Expected number of consecutive guesses to get a given sequence of numbers

Question

I have a lock on my dorm door that's really stupid. Basically, it just checks whether or not the sequence of numbers I've put in is the combo, whether or not the lock was reset between guesses. So let's say my combo is 5556. Then I can input 555555556 into my lock and it'll unlock, without having to reset after inputting the first four numbers.

I tried to calculate the expected number of random number guesses to eventually input the right combo by assuming each "guess" was independent. For example, the input of 123454321 has 6 "guesses": 1234, 2345, 3454, 4543, 5432, 4321. Assuming this, the expected length of input required would be 10,000, for 10^4 permutations of a 4 digit combo.

However, to check my work, I created a simulation with a queue object and random number generators and ran 100 trials per experiment over 100 experiments in Python. In every experiment, the average was always above 10,000 by a significant margin, ranging from 500-2000.

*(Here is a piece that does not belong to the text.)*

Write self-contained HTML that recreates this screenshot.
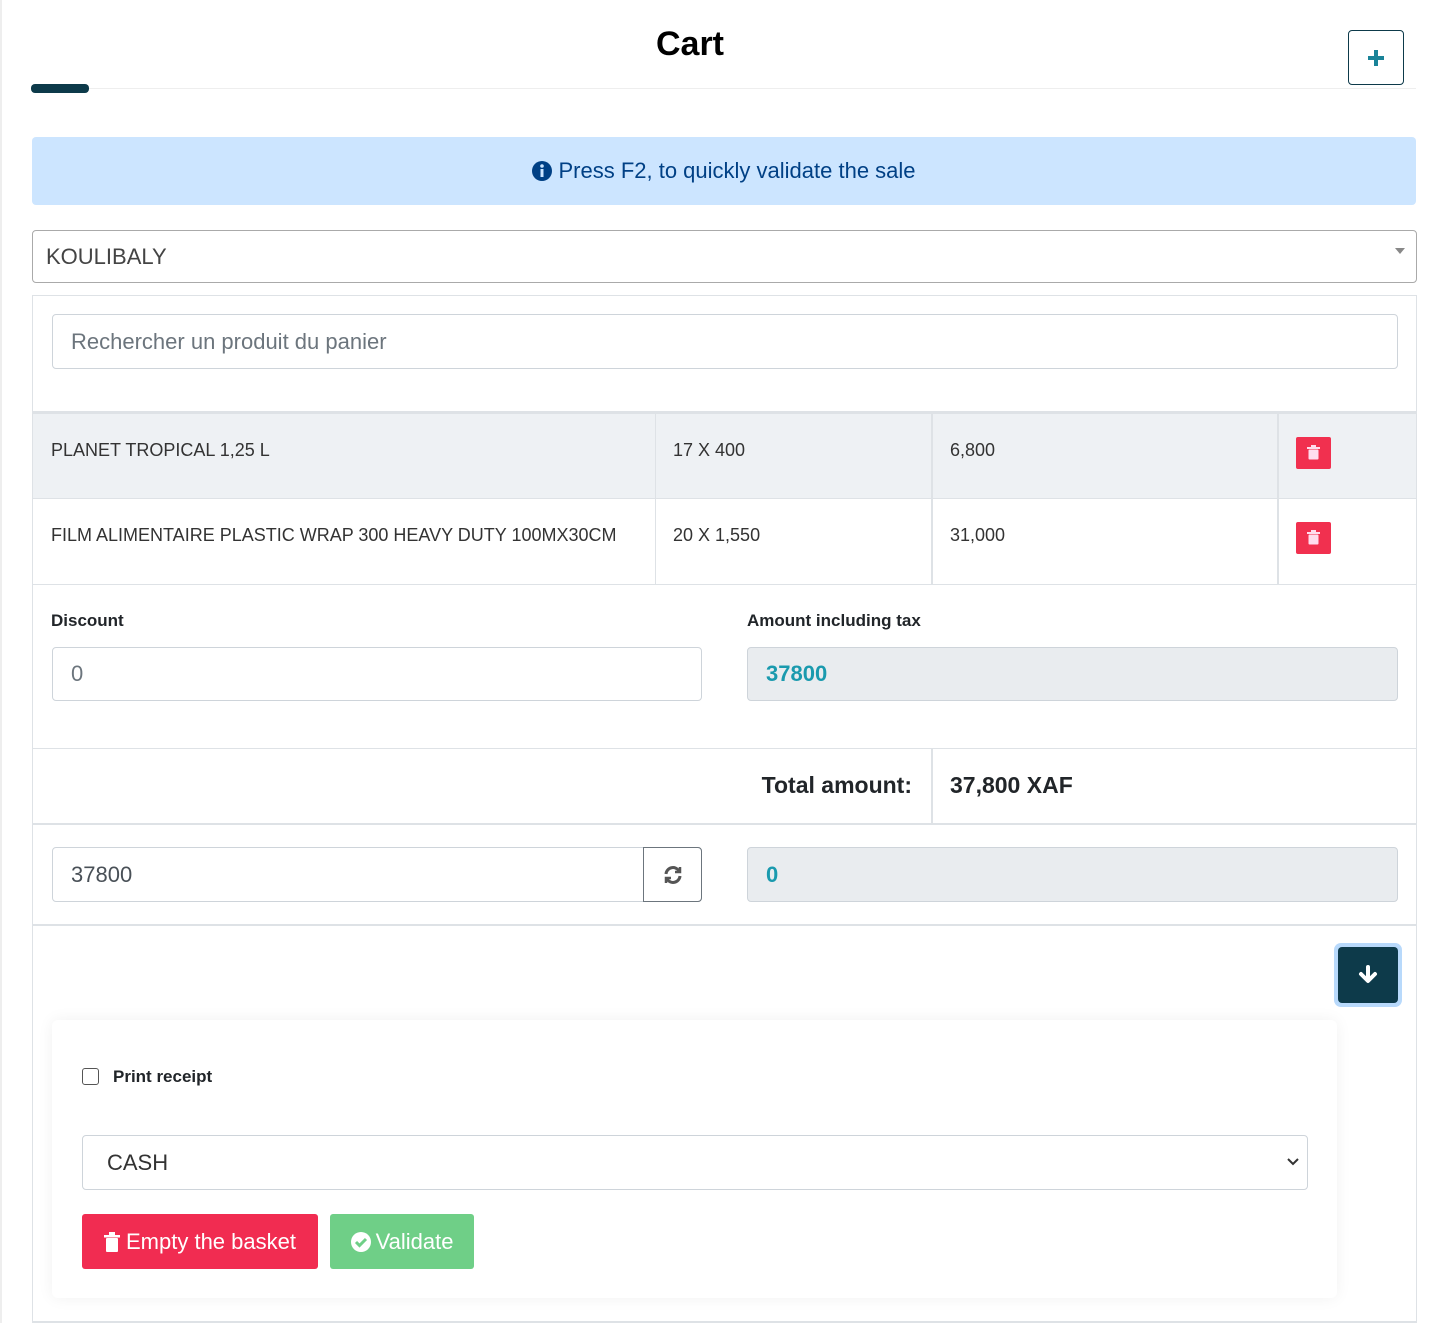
<!DOCTYPE html>
<html><head><meta charset="utf-8"><style>
*{box-sizing:border-box;margin:0;padding:0}
body{width:1446px;height:1323px;background:#fff;font-family:"Liberation Sans",Arial,sans-serif;position:relative;overflow:hidden;color:#212529}
.a{position:absolute}
.inp{position:absolute;border:1px solid #ced4da;border-radius:4px;background:#fff;font-size:22px;color:#495057;padding-left:18px;display:flex;align-items:center}
.td{position:absolute;font-size:18px;color:#333}
.hl{position:absolute;height:1px;background:#dee2e6}
.vl{position:absolute;width:1px;background:#dee2e6}
.trash{position:absolute;width:35px;height:32px;background:#f1304f;border-radius:2px}
</style></head><body>
<div class="a" style="left:0;top:0;width:2px;height:1323px;background:#eee"></div>
<div class="a" style="left:0;top:25px;width:1380px;text-align:center;font-size:34px;font-weight:bold;color:#000">Cart</div>
<div class="a" style="left:31px;top:88px;width:1385px;height:1px;background:#eee"></div>
<div class="a" style="left:31px;top:84px;width:58px;height:9px;background:#0d3a4a;border-radius:4px"></div>
<div class="a" style="left:1348px;top:30px;width:56px;height:55px;border:1px solid #0d3a4a;border-radius:4px;display:flex;align-items:center;justify-content:center">
<svg width="18" height="18" viewBox="0 0 18 18"><path d="M9 1v16M1 9h16" stroke="#1a8398" stroke-width="4"/></svg></div>
<div class="a" style="left:32px;top:137px;width:1384px;height:68px;background:#cce5ff;border-radius:4px;display:flex;align-items:center;justify-content:center;font-size:22px;color:#004085">
<svg width="20" height="20" viewBox="0 0 20 20" style="margin-right:6px"><circle cx="10" cy="10" r="10" fill="#004085"/><rect x="8.5" y="8" width="3" height="8" fill="#cce5ff"/><circle cx="10" cy="5" r="1.8" fill="#cce5ff"/></svg>Press F2, to quickly validate the sale</div>
<div class="inp" style="left:32px;top:230px;width:1385px;height:53px;border-color:#aaa;color:#444;padding-left:13px">KOULIBALY</div>
<div class="a" style="left:1395px;top:248px;width:0;height:0;border-left:5px solid transparent;border-right:5px solid transparent;border-top:6px solid #888"></div>
<div class="a" style="left:32px;top:295px;width:1385px;height:1028px;border:1px solid #dee2e6;border-bottom:2px solid #dee2e6"></div>
<div class="inp" style="left:52px;top:314px;width:1346px;height:55px;color:#6c757d">Rechercher un produit du panier</div>
<div class="a" style="left:33px;top:411px;width:1383px;height:88px;background:#eef1f4;border-top:3px solid #dee2e6"></div>
<div class="hl" style="left:33px;top:498px;width:1383px"></div>
<div class="hl" style="left:33px;top:584px;width:1383px"></div>
<div class="vl" style="left:655px;top:413px;height:171px"></div>
<div class="vl" style="left:931px;top:413px;height:171px;width:2px"></div>
<div class="vl" style="left:1277px;top:413px;height:171px;width:2px"></div>
<div class="td" style="left:51px;top:440px">PLANET TROPICAL 1,25 L</div>
<div class="td" style="left:673px;top:440px">17 X 400</div>
<div class="td" style="left:950px;top:440px">6,800</div>
<div class="td" style="left:51px;top:525px">FILM ALIMENTAIRE PLASTIC WRAP 300 HEAVY DUTY 100MX30CM</div>
<div class="td" style="left:673px;top:525px">20 X 1,550</div>
<div class="td" style="left:950px;top:525px">31,000</div>
<div class="trash" style="left:1296px;top:437px"></div>
<div class="trash" style="left:1296px;top:522px"></div>
<svg class="a" style="left:1307px;top:445px" width="13" height="15" viewBox="0 0 13 15"><rect x="0" y="2" width="13" height="2" fill="#fde"/><rect x="4" y="0" width="5" height="2" fill="#fde"/><rect x="1.5" y="4.5" width="10" height="10" rx="1" fill="#fde"/></svg>
<svg class="a" style="left:1307px;top:530px" width="13" height="15" viewBox="0 0 13 15"><rect x="0" y="2" width="13" height="2" fill="#fde"/><rect x="4" y="0" width="5" height="2" fill="#fde"/><rect x="1.5" y="4.5" width="10" height="10" rx="1" fill="#fde"/></svg>
<div class="a" style="left:51px;top:611px;font-size:17px;font-weight:bold">Discount</div>
<div class="a" style="left:747px;top:611px;font-size:17px;font-weight:bold">Amount including tax</div>
<div class="inp" style="left:52px;top:647px;width:650px;height:54px;color:#6c757d">0</div>
<div class="inp" style="left:747px;top:647px;width:651px;height:54px;background:#e9ecef;color:#1a9aae;font-weight:bold">37800</div>
<div class="hl" style="left:33px;top:748px;width:1383px"></div>
<div class="hl" style="left:33px;top:823px;width:1383px;height:2px"></div>
<div class="vl" style="left:931px;top:749px;height:75px;width:2px"></div>
<div class="a" style="left:600px;top:772px;width:312px;text-align:right;font-size:23px;font-weight:bold">Total amount:</div>
<div class="a" style="left:950px;top:772px;font-size:23px;font-weight:bold">37,800 XAF</div>
<div class="inp" style="left:52px;top:847px;width:650px;height:55px">37800</div>
<div class="a" style="left:643px;top:847px;width:59px;height:55px;border:1px solid #6c757d;border-radius:0 4px 4px 0;display:flex;align-items:center;justify-content:center">
<svg width="20" height="20" viewBox="0 0 20 20" fill="none" stroke="#555" stroke-width="3"><path d="M3 9a7 7 0 0 1 13-3"/><path d="M17 11a7 7 0 0 1-13 3"/><path d="M17 2v5h-5" stroke-width="2.5"/><path d="M3 18v-5h5" stroke-width="2.5"/></svg></div>
<div class="inp" style="left:747px;top:847px;width:651px;height:55px;background:#e9ecef;color:#1a9aae;font-weight:bold">0</div>
<div class="hl" style="left:33px;top:924px;width:1383px;height:2px"></div>
<div class="a" style="left:1334px;top:943px;width:68px;height:64px;border-radius:7px;background:#b8d9fb"></div>
<div class="a" style="left:1338px;top:947px;width:60px;height:56px;border-radius:4px;background:#0d3a4a;display:flex;align-items:center;justify-content:center">
<svg width="20" height="20" viewBox="0 0 20 20"><path d="M10 2v13M3 9l7 7 7-7" stroke="#fff" stroke-width="4" fill="none" stroke-linecap="round" stroke-linejoin="round"/></svg></div>
<div class="a" style="left:52px;top:1020px;width:1285px;height:278px;background:#fff;border-radius:6px;box-shadow:0 0 16px rgba(0,0,0,0.06)"></div>
<div class="a" style="left:82px;top:1068px;width:17px;height:17px;border:1.5px solid #555;border-radius:3px"></div>
<div class="a" style="left:113px;top:1067px;font-size:17px;font-weight:bold">Print receipt</div>
<div class="inp" style="left:82px;top:1135px;width:1226px;height:55px;padding-left:24px;color:#333">CASH</div>
<svg class="a" style="left:1286px;top:1156px" width="14" height="12" viewBox="0 0 14 12"><path d="M2 3l5 5 5-5" stroke="#333" stroke-width="2" fill="none"/></svg>
<div class="a" style="left:82px;top:1214px;width:236px;height:55px;background:#f12c51;border-radius:3px;color:#fff;font-size:22px;display:flex;align-items:center;justify-content:center">
<svg width="16" height="20" viewBox="0 0 16 20" style="margin-right:6px"><rect x="0" y="3" width="16" height="2.5" fill="#fff"/><rect x="5" y="0" width="6" height="3" fill="#fff"/><rect x="2" y="6" width="12" height="14" rx="1" fill="#fff"/></svg>Empty the basket</div>
<div class="a" style="left:330px;top:1214px;width:144px;height:55px;background:#6fcf87;border-radius:3px;color:#fff;font-size:22px;display:flex;align-items:center;justify-content:center">
<svg width="20" height="20" viewBox="0 0 20 20" style="margin-right:5px"><circle cx="10" cy="10" r="10" fill="#fff"/><path d="M5 10l3.5 3.5L15 7" stroke="#6fcf87" stroke-width="3" fill="none"/></svg>Validate</div>
</body></html>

I'm wondering, are the guesses really independent? What is the actual expected value?

The "guesses" are clearly not independent. If your first guess is 1234, it's guaranted that the next 3 guesses will fail. That is why the expected value is greater than 10^4. — Saša, Jan 08 '19 at 11:36
The average length is indeed 10,000. If your simulation suggests otherwise, then your simulation is not accurate. — Daniel Mathias, Jan 08 '19 at 12:51
Suggestion: try to think this problem through when the key length is $2$ and there are just two digits allowed. For that and other small cases you may be able to draw probability trees. — Ethan Bolker, Jan 08 '19 at 16:12
Fun related question: what's the shortest input string that is guaranteed to unlock the door? — eyeballfrog, Jan 08 '19 at 16:13

Peter Taylor · Accepted Answer · 2019-01-10T14:57:07.953

You can approach this as a Markov process. You find that the state transition table depends on the structure of the correct solution. To take two extremes, if the solution is $1234$ then your states are

Suffix: $\varepsilon$ goes to $1$ with probability $\frac1{10}$ and back to $\varepsilon$ with probability $\frac9{10}$
Suffix: $1$ goes to $12$ with probability $\frac1{10}$, to $\varepsilon$ with probability $\frac8{10}$, and back to $1$ with probability $\frac1{10}$.
Suffix: $12$ goes to $123$ with probability $\frac1{10}$, to $\varepsilon$ with probability $\frac8{10}$, and to $1$ with probability $\frac1{10}$.
Suffix: $123$ goes to $1234$ with probability $\frac1{10}$, to $\varepsilon$ with probability $\frac8{10}$, and to $1$ with probability $\frac1{10}$.
Suffix: $1234$ is capturing.

OTOH, if your solution is $1111$ then your states are

Suffix: $\varepsilon$ goes to $1$ with probability $\frac1{10}$ and back to $\varepsilon$ with probability $\frac9{10}$
Suffix: $1$ goes to $11$ with probability $\frac1{10}$, and to $\varepsilon$ with probability $\frac9{10}$
Suffix: $11$ goes to $111$ with probability $\frac1{10}$, and to $\varepsilon$ with probability $\frac9{10}$
Suffix: $111$ goes to $1111$ with probability $\frac1{10}$, and to $\varepsilon$ with probability $\frac9{10}$
Suffix: $1111$ is capturing.

Clearly the expected length should be longer for the second case than for the first: in both cases you need four consecutive successes, but in the first case a failure from one sequence can be the first success in another sequence.

In light of the comment

We tried using this line of reasoning to calculate the average, but it got way too convoluted.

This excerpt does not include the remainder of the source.